## Given exercise:
Quote the whole listing word for word. Do not include the pictures.

## Material provided:
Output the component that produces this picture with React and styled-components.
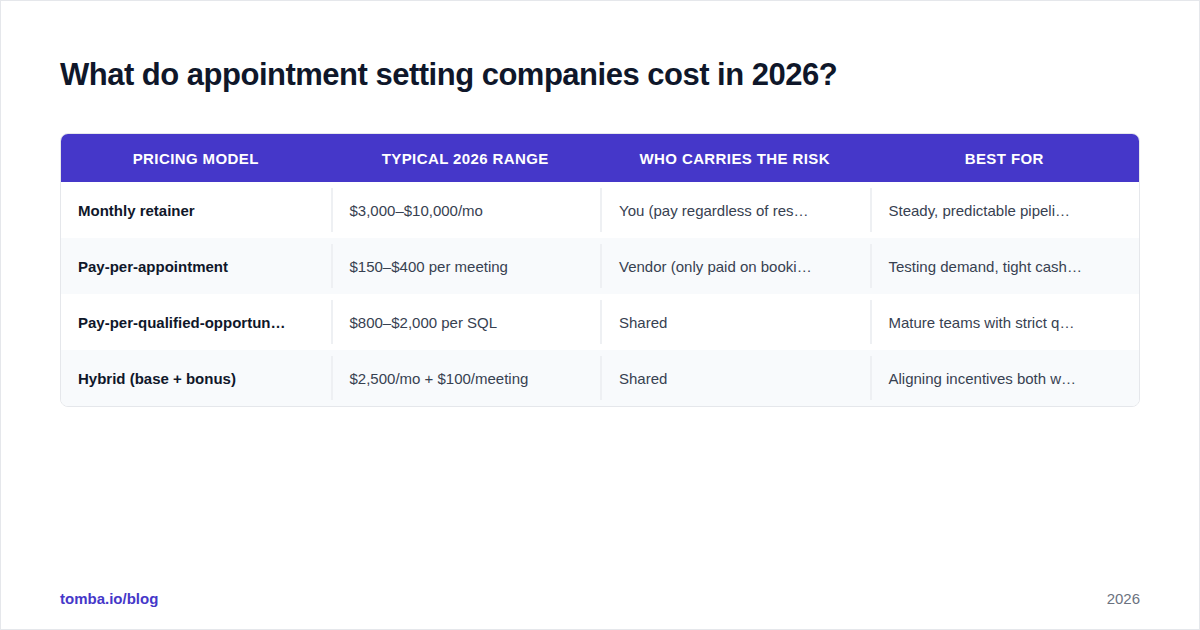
import React from 'react';
import styled, { createGlobalStyle } from 'styled-components';

const Global = createGlobalStyle`
  html, body { margin: 0; padding: 0; }
  body { font-family: "Liberation Sans", Arial, sans-serif; background: #fff; }
`;

const Page = styled.div`
  width: 1200px;
  height: 630px;
  box-sizing: border-box;
  border: 1px solid #e5e7eb;
  padding: 54px 59px 20px;
  display: flex;
  flex-direction: column;
`;

const Title = styled.h1`
  margin: 0 0 38px;
  font-size: 31px;
  font-weight: 700;
  color: #0f172a;
  letter-spacing: -0.5px;
  line-height: 40px;
`;

const Table = styled.div`
  border: 1px solid #e5e7eb;
  border-radius: 8px;
  overflow: hidden;
`;

const Row = styled.div`
  display: grid;
  grid-template-columns: repeat(4, 1fr);
  height: ${p => (p.$head ? '48px' : '56px')};
  box-sizing: border-box;
  padding: ${p => (p.$head ? '0' : '6px 0')};
  background: ${p => (p.$head ? '#4537c9' : p.$alt ? '#f8fafc' : '#fff')};
`;

const HeadCell = styled.div`
  display: flex;
  align-items: center;
  justify-content: center;
  color: #fff;
  font-size: 15px;
  font-weight: 700;
  letter-spacing: 0.4px;
  text-transform: uppercase;
`;

const Cell = styled.div`
  display: flex;
  align-items: center;
  padding: 0 17px;
  min-width: 0;
  border-left: ${p => (p.$first ? 'none' : '2px solid #eef0f3')};
  color: ${p => (p.$first ? '#0f172a' : '#374151')};
  font-weight: ${p => (p.$first ? 700 : 400)};
  font-size: 15px;
  white-space: nowrap;
`;

const Footer = styled.div`
  margin-top: auto;
  display: flex;
  justify-content: space-between;
  align-items: center;
  padding-bottom: 2px;
  font-size: 15px;
`;

const Brand = styled.span`
  color: #4537c9;
  font-weight: 700;
`;

const Year = styled.span`
  color: #6b7280;
`;

const heads = ['Pricing model', 'Typical 2026 range', 'Who carries the risk', 'Best for'];
const rows = [
  ['Monthly retainer', '$3,000–$10,000/mo', 'You (pay regardless of res…', 'Steady, predictable pipeli…'],
  ['Pay-per-appointment', '$150–$400 per meeting', 'Vendor (only paid on booki…', 'Testing demand, tight cash…'],
  ['Pay-per-qualified-opportun…', '$800–$2,000 per SQL', 'Shared', 'Mature teams with strict q…'],
  ['Hybrid (base + bonus)', '$2,500/mo + $100/meeting', 'Shared', 'Aligning incentives both w…'],
];

export default function App() {
  return (
    <>
      <Global />
      <Page>
        <Title>What do appointment setting companies cost in 2026?</Title>
        <Table>
          <Row $head>
            {heads.map(h => <HeadCell key={h}>{h}</HeadCell>)}
          </Row>
          {rows.map((r, i) => (
            <Row key={i} $alt={i % 2 === 1}>
              {r.map((c, j) => <Cell key={j} $first={j === 0}>{c}</Cell>)}
            </Row>
          ))}
        </Table>
        <Footer>
          <Brand>tomba.io/blog</Brand>
          <Year>2026</Year>
        </Footer>
      </Page>
    </>
  );
}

## Answer below:
Output the component that produces this picture with React and styled-components.
import React from 'react';
import styled, { createGlobalStyle } from 'styled-components';

const Global = createGlobalStyle`
  html, body { margin: 0; padding: 0; }
  body { font-family: "Liberation Sans", Arial, sans-serif; background: #fff; }
`;

const Page = styled.div`
  width: 1200px;
  height: 630px;
  box-sizing: border-box;
  border: 1px solid #e5e7eb;
  padding: 54px 59px 20px;
  display: flex;
  flex-direction: column;
`;

const Title = styled.h1`
  margin: 0 0 38px;
  font-size: 31px;
  font-weight: 700;
  color: #0f172a;
  letter-spacing: -0.5px;
  line-height: 40px;
`;

const Table = styled.div`
  border: 1px solid #e5e7eb;
  border-radius: 8px;
  overflow: hidden;
`;

const Row = styled.div`
  display: grid;
  grid-template-columns: repeat(4, 1fr);
  height: ${p => (p.$head ? '48px' : '56px')};
  box-sizing: border-box;
  padding: ${p => (p.$head ? '0' : '6px 0')};
  background: ${p => (p.$head ? '#4537c9' : p.$alt ? '#f8fafc' : '#fff')};
`;

const HeadCell = styled.div`
  display: flex;
  align-items: center;
  justify-content: center;
  color: #fff;
  font-size: 15px;
  font-weight: 700;
  letter-spacing: 0.4px;
  text-transform: uppercase;
`;

const Cell = styled.div`
  display: flex;
  align-items: center;
  padding: 0 17px;
  min-width: 0;
  border-left: ${p => (p.$first ? 'none' : '2px solid #eef0f3')};
  color: ${p => (p.$first ? '#0f172a' : '#374151')};
  font-weight: ${p => (p.$first ? 700 : 400)};
  font-size: 15px;
  white-space: nowrap;
`;

const Footer = styled.div`
  margin-top: auto;
  display: flex;
  justify-content: space-between;
  align-items: center;
  padding-bottom: 2px;
  font-size: 15px;
`;

const Brand = styled.span`
  color: #4537c9;
  font-weight: 700;
`;

const Year = styled.span`
  color: #6b7280;
`;

const heads = ['Pricing model', 'Typical 2026 range', 'Who carries the risk', 'Best for'];
const rows = [
  ['Monthly retainer', '$3,000–$10,000/mo', 'You (pay regardless of res…', 'Steady, predictable pipeli…'],
  ['Pay-per-appointment', '$150–$400 per meeting', 'Vendor (only paid on booki…', 'Testing demand, tight cash…'],
  ['Pay-per-qualified-opportun…', '$800–$2,000 per SQL', 'Shared', 'Mature teams with strict q…'],
  ['Hybrid (base + bonus)', '$2,500/mo + $100/meeting', 'Shared', 'Aligning incentives both w…'],
];

export default function App() {
  return (
    <>
      <Global />
      <Page>
        <Title>What do appointment setting companies cost in 2026?</Title>
        <Table>
          <Row $head>
            {heads.map(h => <HeadCell key={h}>{h}</HeadCell>)}
          </Row>
          {rows.map((r, i) => (
            <Row key={i} $alt={i % 2 === 1}>
              {r.map((c, j) => <Cell key={j} $first={j === 0}>{c}</Cell>)}
            </Row>
          ))}
        </Table>
        <Footer>
          <Brand>tomba.io/blog</Brand>
          <Year>2026</Year>
        </Footer>
      </Page>
    </>
  );
}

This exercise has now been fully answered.